Chapter Two: The Creator And His Creatures:


The verses of the Qur'an make it clear that both the concept of Allah as the Supreme Being and the very name Allah existed in the Jahiliyya or pre-Islamic Arabia, not only among the Jews and the Christians, but also among certain Arab Bedouin tribes. Besides, the word occurs often in the poetry of the jahili period and also in composite pre-Islamic names such as Abdullah (servant of Allah). Certain pagan tribes believed in a god whom they called 'Allah' and whom they believed to be the creator of heaven and earth and holder of the highest rank in the hierarchy of the gods. It is well known that the Quraish as well as other tribes believed in Allah, whom they designated as the 'Lord of the House' (i.e. of the Ka'ba). The polytheists conceived of a number of divinities, goddesses, angels and even jinns as mediators between the creator and his creatures.

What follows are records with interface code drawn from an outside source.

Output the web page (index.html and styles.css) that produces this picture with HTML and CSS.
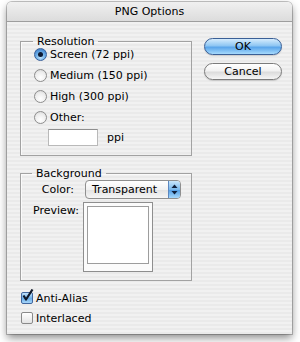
FILE: index.html
```html
<!DOCTYPE html>
<html lang="en">
<head>
  <meta charset="UTF-8" />
  <meta name="viewport" content="width=device-width, initial-scale=1.0" />
  <title>PNG Options</title>
  <link rel="stylesheet" href="styles.css">
</head>
<body>
  <div class="window">
    <div class="titlebar">PNG Options</div>

    <div class="content">
      <div class="top">

        <div class="groups">
          <fieldset class="group group-res">
            <legend>Resolution</legend>
            <div class="rows">
              <div class="row"><span class="radio on"></span>Screen (72 ppi)</div>
              <div class="row"><span class="radio"></span>Medium (150 ppi)</div>
              <div class="row"><span class="radio"></span>High (300 ppi)</div>
              <div class="row"><span class="radio"></span>Other:</div>
              <div class="row-field"><span class="field"></span>ppi</div>
            </div>
          </fieldset>

          <fieldset class="group group-bg">
            <legend>Background</legend>
            <div class="bg-grid">
              <span class="lbl">Color:</span>
              <div class="popup">
                <span class="popup-text">Transparent</span>
                <span class="popup-arrows">
                  <svg width="7" height="11" viewBox="0 0 7 11">
                    <path d="M3.5 0.5 L6.5 4 L0.5 4 Z" fill="#0f1f3a"/>
                    <path d="M3.5 10.5 L6.5 7 L0.5 7 Z" fill="#0f1f3a"/>
                  </svg>
                </span>
              </div>
              <span class="lbl lbl-top">Preview:</span>
              <div class="preview"><div class="preview-inner"></div></div>
            </div>
          </fieldset>
        </div>

        <div class="buttons">
          <button class="btn btn-default">OK</button>
          <button class="btn">Cancel</button>
        </div>

      </div>

      <div class="checks">
        <div class="check-row">
          <span class="check on">
            <svg width="13" height="13" viewBox="0 0 13 13">
              <path d="M2.5 6.5 L5 10.5 L11.5 0.5" fill="none" stroke="#101828" stroke-width="2.2" stroke-linejoin="round"/>
            </svg>
          </span>Anti-Alias
        </div>
        <div class="check-row"><span class="check"></span>Interlaced</div>
      </div>
    </div>
  </div>
</body>
</html>
```

FILE: styles.css
```css
* {
  margin: 0;
  padding: 0;
  box-sizing: border-box;
}

body {
  margin: 0;
  width: 300px;
  height: 342px;
  background: #fff;
  font-family: "DejaVu Sans", "Liberation Sans", sans-serif;
  font-size: 11px;
  color: #000;
  overflow: hidden;
}

.window {
  margin: 2px 0 0 7px;
  width: 285px;
  height: 332px;
  border-radius: 5px 5px 0 0;
  background: repeating-linear-gradient(to bottom, #f1f1f1 0, #f1f1f1 2px, #eaeaea 2px, #eaeaea 4px);
  box-shadow: 0 0 0 1px rgba(0, 0, 0, 0.22), 0 4px 9px rgba(0, 0, 0, 0.45);
  overflow: hidden;
}

.titlebar {
  height: 20px;
  line-height: 19px;
  text-align: center;
  font-size: 11px;
  background: linear-gradient(to bottom, #f0f0f0, #dcdcdc);
  border-bottom: 1px solid #9e9e9e;
}

.content {
  padding: 0 10px 0 13px;
}

.top {
  display: flex;
  gap: 12px;
}

.groups {
  width: 172px;
}

.group {
  border: 1px solid #a2a2a2;
  box-shadow: inset 1px 1px 0 #fafafa;
  padding: 0 0 0 13px;
}

.group legend {
  margin-left: -1px;
  padding: 0 4px;
  line-height: 13px;
}

.group-res {
  margin-top: 13px;
  padding-bottom: 9px;
}

.rows {
  margin-top: -4px;
}

.row {
  display: flex;
  align-items: center;
  height: 21px;
  gap: 3px;
}

.radio {
  width: 13px;
  height: 13px;
  border-radius: 50%;
  border: 1px solid #8d8d8d;
  background: radial-gradient(circle at 50% 70%, #ffffff 0, #ececec 60%, #cfcfcf 100%);
  position: relative;
}

.radio.on {
  border-color: #39609a;
  background: radial-gradient(circle at 50% 75%, #bfe3fb 0, #6fb0e8 45%, #2e6fbf 100%);
}

.radio.on::after {
  content: "";
  position: absolute;
  left: 3px;
  top: 3px;
  width: 5px;
  height: 5px;
  border-radius: 50%;
  background: #0d1a33;
}

.row-field {
  display: flex;
  align-items: center;
  gap: 9px;
  margin: 1px 0 0 14px;
}

.field {
  width: 50px;
  height: 17px;
  background: #fff;
  border: 1px solid #b9b9b9;
  border-top-color: #8e8e8e;
}

.group-bg {
  margin-top: 11px;
  padding: 0 0 8px 12px;
}

.bg-grid {
  display: grid;
  grid-template-columns: 41px auto;
  column-gap: 9px;
  row-gap: 3px;
  align-items: center;
}

.lbl {
  text-align: right;
}

.lbl-top {
  align-self: start;
  padding-top: 2px;
}

.popup {
  display: flex;
  width: 96px;
  height: 19px;
  margin-left: 2px;
  border: 1px solid #8f8f8f;
  border-radius: 4px;
  overflow: hidden;
  background: linear-gradient(to bottom, #ffffff, #f1f1f1 50%, #e2e2e2 51%, #f5f5f5);
}

.popup-text {
  flex: 1;
  padding-left: 6px;
  line-height: 17px;
}

.popup-arrows {
  width: 12px;
  display: flex;
  align-items: center;
  justify-content: center;
  border-left: 1px solid #5c87c0;
  background: linear-gradient(to bottom, #c9e6fb, #7ab8ec 50%, #4f9be3 51%, #a6d8fb);
}

.preview {
  width: 70px;
  height: 70px;
  border: 1px solid #8e8e8e;
  background: #fbfbfb;
  padding: 3px 3px 7px 3px;
}

.preview-inner {
  width: 100%;
  height: 100%;
  border: 1px solid #9d9d9d;
  background: #fff;
}

.buttons {
  display: flex;
  flex-direction: column;
  gap: 8px;
  padding-top: 16px;
}

.btn {
  width: 78px;
  height: 17px;
  border-radius: 9px;
  border: 1px solid #7b7b7b;
  font-family: inherit;
  font-size: 11px;
  color: #000;
  background: linear-gradient(to bottom, #ffffff 0, #f2f2f2 45%, #dcdcdc 55%, #f6f6f6 100%);
  box-shadow: 0 1px 1px rgba(0, 0, 0, 0.15);
}

.btn-default {
  border-color: #3a5f96;
  background: linear-gradient(to bottom, #d6ecfd 0, #8ec6f3 45%, #5aa5ea 55%, #a6dafd 100%);
}

.checks {
  padding: 7px 0 0 1px;
}

.check-row {
  display: flex;
  align-items: center;
  height: 20px;
  gap: 3px;
}

.check {
  width: 12px;
  height: 12px;
  border: 1px solid #8a8a8a;
  border-radius: 2px;
  background: linear-gradient(to bottom, #ffffff, #e4e4e4);
  position: relative;
}

.check.on {
  border-color: #41679f;
  background: linear-gradient(to bottom, #c3e2fa, #6aaee9 55%, #a7d6fa);
}

.check svg {
  position: absolute;
  left: -1px;
  top: -4px;
}
```
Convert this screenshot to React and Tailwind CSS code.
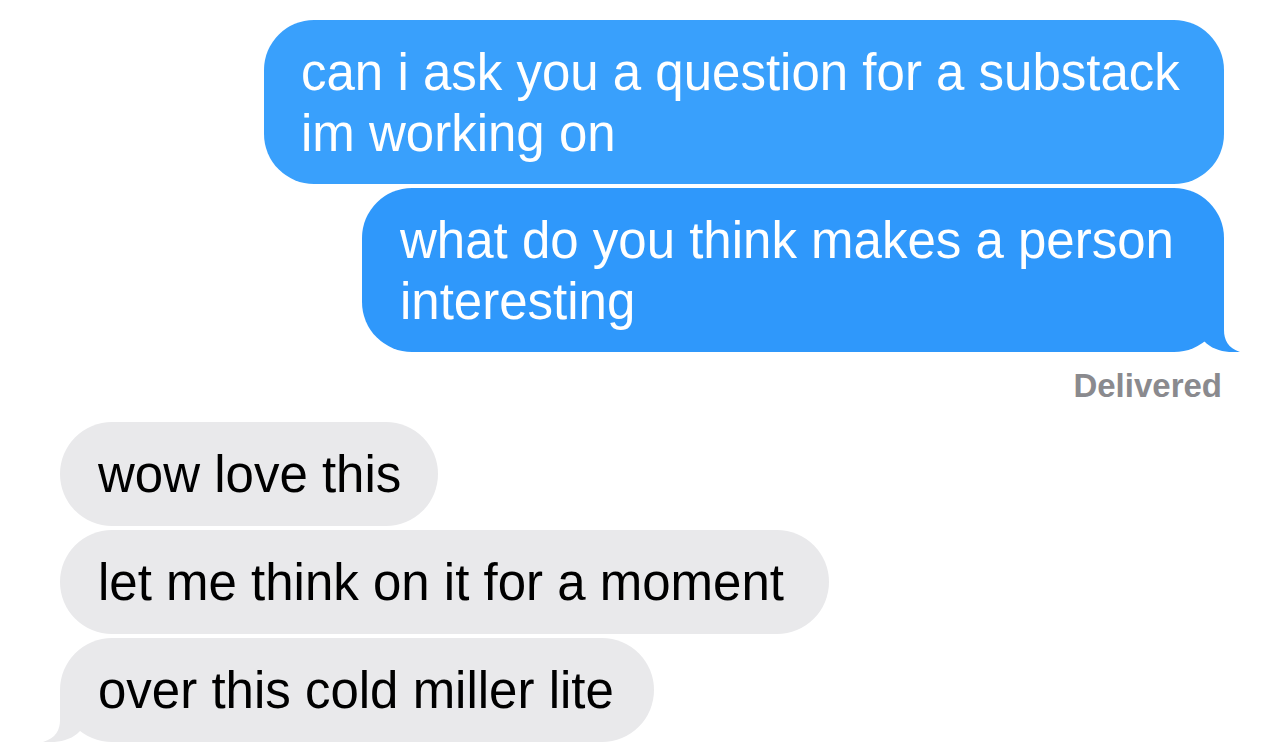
function BlueTail({ color }) {
  return (
    <svg
      className="absolute bottom-0 right-[-16px]"
      width="41"
      height="52"
      viewBox="0 0 41 52"
    >
      <path d="M0 0 L25 0 L25 30 C25 40 29 48 41 52 C29 53 14 51 5 41 L0 41 Z" fill={color} />
    </svg>
  );
}

function GrayTail() {
  return (
    <svg
      className="absolute bottom-0 left-[-17px]"
      width="42"
      height="52"
      viewBox="0 0 42 52"
    >
      <path d="M42 0 L17 0 L17 30 C17 40 13 48 0 52 C13 53 28 51 37 41 L42 41 Z" fill="#e9e9eb" />
    </svg>
  );
}

export default function App() {
  const font = { fontFamily: '"Liberation Sans", Arial, sans-serif' };

  return (
    <div className="w-[1284px] h-[754px] overflow-hidden bg-white" style={font}>
      <div className="flex flex-col items-end gap-[4px] pt-[20px] pr-[60px]">
        <div className="w-[960px] rounded-[50px] bg-[#39a0fc] pl-[37px] pr-[30px] pt-[22px] pb-[20px] text-[51px] leading-[61px] text-white">
          can i ask you a question for a substack
          <br />
          im working on
        </div>
        <div className="relative w-[862px] rounded-[50px] bg-[#2f98fb] pl-[38px] pr-[30px] pt-[22px] pb-[20px] text-[51px] leading-[61px] text-white">
          what do you think makes a person
          <br />
          interesting
          <BlueTail color="#2f98fb" />
        </div>
      </div>

      <div className="flex justify-end pr-[62px] mt-[14px]">
        <span className="text-[33px] leading-[40px] font-bold text-[#8a8a8e]">Delivered</span>
      </div>

      <div className="flex flex-col items-start gap-[4px] pl-[60px] mt-[16px]">
        <div className="rounded-[52px] bg-[#e9e9eb] pl-[38px] pr-[37px] pt-[22px] pb-[21px] text-[51px] leading-[61px] text-black whitespace-nowrap">
          wow love this
        </div>
        <div className="rounded-[52px] bg-[#e9e9eb] pl-[38px] pr-[45px] pt-[22px] pb-[21px] text-[51px] leading-[61px] text-black whitespace-nowrap">
          let me think on it for a moment
        </div>
        <div className="relative rounded-[52px] bg-[#e9e9eb] pl-[38px] pr-[40px] pt-[22px] pb-[21px] text-[51px] leading-[61px] text-black whitespace-nowrap">
          over this cold miller lite
          <GrayTail />
        </div>
      </div>
    </div>
  );
}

All Arabs attached special importance to the notion of an other-worldly being interceding on their behalf on the day of judgement. Indeed their religion consisted of belief in the existence of such heavenly intercessors. Certain verses of the Qur'an state clearly that the polytheists worshipped their gods only as mediators between themselves and Allah. Verse 4 of Sura XXXIX quotes them as saying: 'We only serve them [i.e. their gods]. in order that they may bring us nearer to Allah.' Verse 27 of Sura XLVI also mentions the pagans' trust in their gods as mediators, and asks: 'Why then was no help forthcoming to them from those whom they worshipped as gods?'

The Qur'an refers in several places to the fact that the jahili Arabs believed in Allah as the possessor of greatness and supreme power, and expresses astonishment therefore at their obstinate refusal to submit to Him. Verses 61-65 of Sura XXIX say: 'If you ask them who it is that has created the heavens and the earth and subjected the sun and the moon they will say "Allah" . . . If you ask them who it is that sends down water from the sky and thereby quickens the dead earth, they will reply "Allah" . . . When they embark they pray to Allah with all fervour, but when He brings them safe to land they serve other gods besides Him.' The same remark is made in verse 32 of Sura XXXI as follows: 'When the waves, like giant shadows, envelop them, they pray to Allah with all devotion, but no sooner does He bring them safe to land than some of them falter between faith and unbelief.' Verses 86 to 92 of Sura XXIII repeat the above-quoted question and answer, and go on to ask further: 'In whose hands is the sovereignty of all things; who is it that protects all, while against him there is no protection' and then echo the answer "Allah".' Verse 37 of Sura XVI and verse 42 of Sura XXXV point to the fact that when the pagans take a solemn oath they invariably invoke the name of Allah. Thus, reiterating the absolute belief of the pagans in the greatness of Allah, the question is asked: 'Then why do they not reflect; why do they persevere in their bewitched worship of other gods?'

It is therefore clear that the Qur'anic conception of Allah is not entirely new, but it transformed the jahili conception so radically that is can be said that the two divinities have nothing in common. The jahili Allah has associates, even though inferior to him in rank; the Qur'anic stands strictly alone. The jahili Allah is a far-away object of ritual practices; the Qur'anic dominates every phase of man's life from birth to death. In the full sense of the word, Allah is a presence, a person and a living force.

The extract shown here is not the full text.